■ Task objective ■
Take every line where the string "styles" appears and copy it.
[Begin Given material]
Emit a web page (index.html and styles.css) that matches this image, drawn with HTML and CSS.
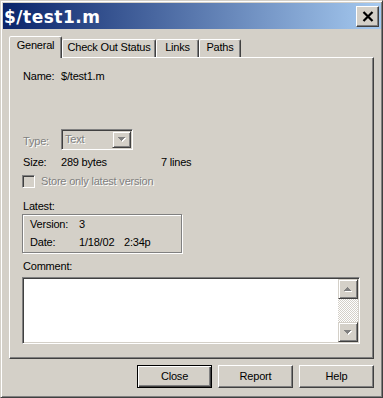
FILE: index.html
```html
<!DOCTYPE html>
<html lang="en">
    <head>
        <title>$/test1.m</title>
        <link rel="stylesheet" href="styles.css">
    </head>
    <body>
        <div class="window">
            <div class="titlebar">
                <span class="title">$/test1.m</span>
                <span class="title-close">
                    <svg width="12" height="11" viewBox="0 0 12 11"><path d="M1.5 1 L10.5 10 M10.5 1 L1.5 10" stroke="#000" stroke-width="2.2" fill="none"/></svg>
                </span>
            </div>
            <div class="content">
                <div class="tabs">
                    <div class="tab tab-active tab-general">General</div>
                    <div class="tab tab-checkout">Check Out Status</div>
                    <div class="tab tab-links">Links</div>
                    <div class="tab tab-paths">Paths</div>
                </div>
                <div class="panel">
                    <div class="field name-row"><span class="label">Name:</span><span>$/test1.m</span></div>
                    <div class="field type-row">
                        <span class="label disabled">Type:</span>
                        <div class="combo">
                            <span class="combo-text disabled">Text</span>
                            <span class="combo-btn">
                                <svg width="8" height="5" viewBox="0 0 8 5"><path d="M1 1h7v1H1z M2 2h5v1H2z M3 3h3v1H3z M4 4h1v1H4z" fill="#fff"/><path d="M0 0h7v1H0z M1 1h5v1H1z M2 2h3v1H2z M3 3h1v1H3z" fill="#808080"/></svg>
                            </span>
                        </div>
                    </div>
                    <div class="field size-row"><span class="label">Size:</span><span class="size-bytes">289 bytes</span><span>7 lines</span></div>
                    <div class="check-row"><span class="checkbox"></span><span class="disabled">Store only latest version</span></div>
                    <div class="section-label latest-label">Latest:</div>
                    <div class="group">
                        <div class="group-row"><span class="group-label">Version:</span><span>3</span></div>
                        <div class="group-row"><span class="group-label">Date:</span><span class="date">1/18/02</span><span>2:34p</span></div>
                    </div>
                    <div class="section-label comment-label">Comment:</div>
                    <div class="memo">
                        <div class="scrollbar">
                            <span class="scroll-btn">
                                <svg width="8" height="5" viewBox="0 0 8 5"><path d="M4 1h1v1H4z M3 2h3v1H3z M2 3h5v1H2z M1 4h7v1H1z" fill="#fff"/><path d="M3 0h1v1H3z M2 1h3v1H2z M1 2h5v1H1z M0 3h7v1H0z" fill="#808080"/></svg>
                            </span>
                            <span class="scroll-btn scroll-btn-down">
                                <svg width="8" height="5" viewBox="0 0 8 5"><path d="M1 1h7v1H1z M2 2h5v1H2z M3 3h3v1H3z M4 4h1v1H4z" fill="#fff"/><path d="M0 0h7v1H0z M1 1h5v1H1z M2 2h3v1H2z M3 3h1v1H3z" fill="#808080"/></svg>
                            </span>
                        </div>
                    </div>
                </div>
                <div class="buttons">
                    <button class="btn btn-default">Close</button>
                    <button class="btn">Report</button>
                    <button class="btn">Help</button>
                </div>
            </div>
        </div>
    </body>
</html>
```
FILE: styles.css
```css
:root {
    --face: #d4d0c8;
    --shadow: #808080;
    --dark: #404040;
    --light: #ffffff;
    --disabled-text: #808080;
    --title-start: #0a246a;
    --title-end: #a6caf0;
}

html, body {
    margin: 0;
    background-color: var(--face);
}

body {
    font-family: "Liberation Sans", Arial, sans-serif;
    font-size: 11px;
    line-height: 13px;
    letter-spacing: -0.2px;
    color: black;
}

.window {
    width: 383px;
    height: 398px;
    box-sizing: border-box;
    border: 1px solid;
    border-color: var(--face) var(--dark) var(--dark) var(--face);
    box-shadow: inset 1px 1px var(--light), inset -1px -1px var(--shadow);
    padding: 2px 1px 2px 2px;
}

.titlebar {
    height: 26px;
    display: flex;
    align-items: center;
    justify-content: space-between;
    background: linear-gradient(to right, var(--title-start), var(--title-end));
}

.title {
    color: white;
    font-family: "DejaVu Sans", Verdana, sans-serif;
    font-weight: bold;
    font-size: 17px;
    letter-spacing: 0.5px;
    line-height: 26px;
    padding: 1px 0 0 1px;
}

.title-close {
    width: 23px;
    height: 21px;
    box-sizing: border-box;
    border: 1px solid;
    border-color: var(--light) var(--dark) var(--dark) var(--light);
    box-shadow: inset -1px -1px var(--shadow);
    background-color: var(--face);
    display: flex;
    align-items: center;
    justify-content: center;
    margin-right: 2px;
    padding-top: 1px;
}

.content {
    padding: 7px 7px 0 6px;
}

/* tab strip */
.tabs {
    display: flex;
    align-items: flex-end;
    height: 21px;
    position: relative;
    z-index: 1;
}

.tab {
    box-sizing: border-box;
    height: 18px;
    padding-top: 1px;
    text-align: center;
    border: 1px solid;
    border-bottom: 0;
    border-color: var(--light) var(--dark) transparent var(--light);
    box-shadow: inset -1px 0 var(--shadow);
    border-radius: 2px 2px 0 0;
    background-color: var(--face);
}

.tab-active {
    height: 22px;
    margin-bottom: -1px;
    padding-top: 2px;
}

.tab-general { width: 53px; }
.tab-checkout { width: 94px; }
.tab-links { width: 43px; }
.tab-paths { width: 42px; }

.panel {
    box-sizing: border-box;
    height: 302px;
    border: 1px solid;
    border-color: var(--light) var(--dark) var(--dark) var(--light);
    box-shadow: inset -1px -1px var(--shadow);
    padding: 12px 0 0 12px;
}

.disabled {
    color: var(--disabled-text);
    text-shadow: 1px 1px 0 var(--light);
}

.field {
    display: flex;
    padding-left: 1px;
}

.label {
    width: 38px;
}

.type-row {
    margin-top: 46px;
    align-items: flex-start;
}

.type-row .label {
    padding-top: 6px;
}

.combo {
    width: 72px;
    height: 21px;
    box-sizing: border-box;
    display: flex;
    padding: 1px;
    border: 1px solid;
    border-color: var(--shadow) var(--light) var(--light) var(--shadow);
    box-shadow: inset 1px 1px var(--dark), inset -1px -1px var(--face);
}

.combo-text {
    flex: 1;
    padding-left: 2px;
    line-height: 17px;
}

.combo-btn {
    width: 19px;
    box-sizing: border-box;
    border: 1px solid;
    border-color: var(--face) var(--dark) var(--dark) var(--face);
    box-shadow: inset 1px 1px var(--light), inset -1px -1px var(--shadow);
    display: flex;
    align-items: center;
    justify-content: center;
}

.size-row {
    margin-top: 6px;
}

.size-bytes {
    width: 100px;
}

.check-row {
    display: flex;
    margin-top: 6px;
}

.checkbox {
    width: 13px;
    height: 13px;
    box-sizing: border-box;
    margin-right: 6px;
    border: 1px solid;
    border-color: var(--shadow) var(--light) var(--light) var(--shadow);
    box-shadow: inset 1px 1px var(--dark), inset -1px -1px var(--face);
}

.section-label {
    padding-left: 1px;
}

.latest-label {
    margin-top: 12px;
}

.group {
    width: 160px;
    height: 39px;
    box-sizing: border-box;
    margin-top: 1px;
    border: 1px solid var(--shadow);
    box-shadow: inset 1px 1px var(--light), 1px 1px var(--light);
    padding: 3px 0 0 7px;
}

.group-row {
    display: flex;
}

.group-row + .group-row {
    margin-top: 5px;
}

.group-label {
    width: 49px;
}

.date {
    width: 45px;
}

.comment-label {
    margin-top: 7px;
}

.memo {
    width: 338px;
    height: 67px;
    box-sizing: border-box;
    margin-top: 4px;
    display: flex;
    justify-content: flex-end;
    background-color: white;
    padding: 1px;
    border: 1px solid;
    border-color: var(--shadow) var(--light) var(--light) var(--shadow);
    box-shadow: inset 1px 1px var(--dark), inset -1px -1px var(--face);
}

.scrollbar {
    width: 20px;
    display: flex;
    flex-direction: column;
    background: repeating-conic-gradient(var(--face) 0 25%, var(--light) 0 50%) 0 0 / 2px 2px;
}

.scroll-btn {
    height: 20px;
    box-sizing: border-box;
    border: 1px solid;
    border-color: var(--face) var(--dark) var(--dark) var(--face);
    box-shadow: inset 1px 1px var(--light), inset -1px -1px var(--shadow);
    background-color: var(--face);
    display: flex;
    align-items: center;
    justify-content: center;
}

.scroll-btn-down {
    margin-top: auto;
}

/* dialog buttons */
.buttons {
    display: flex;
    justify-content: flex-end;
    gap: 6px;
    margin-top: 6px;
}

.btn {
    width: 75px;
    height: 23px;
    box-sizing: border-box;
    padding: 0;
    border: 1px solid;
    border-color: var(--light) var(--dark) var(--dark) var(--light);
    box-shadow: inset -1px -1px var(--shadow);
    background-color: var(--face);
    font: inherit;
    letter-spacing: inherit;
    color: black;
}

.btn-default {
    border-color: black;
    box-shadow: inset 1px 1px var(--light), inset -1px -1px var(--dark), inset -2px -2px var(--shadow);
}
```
[End Given material]
■ Response to this exercise ■
Emit a web page (index.html and styles.css) that matches this image, drawn with HTML and CSS.
        <link rel="stylesheet" href="styles.css">
FILE: styles.css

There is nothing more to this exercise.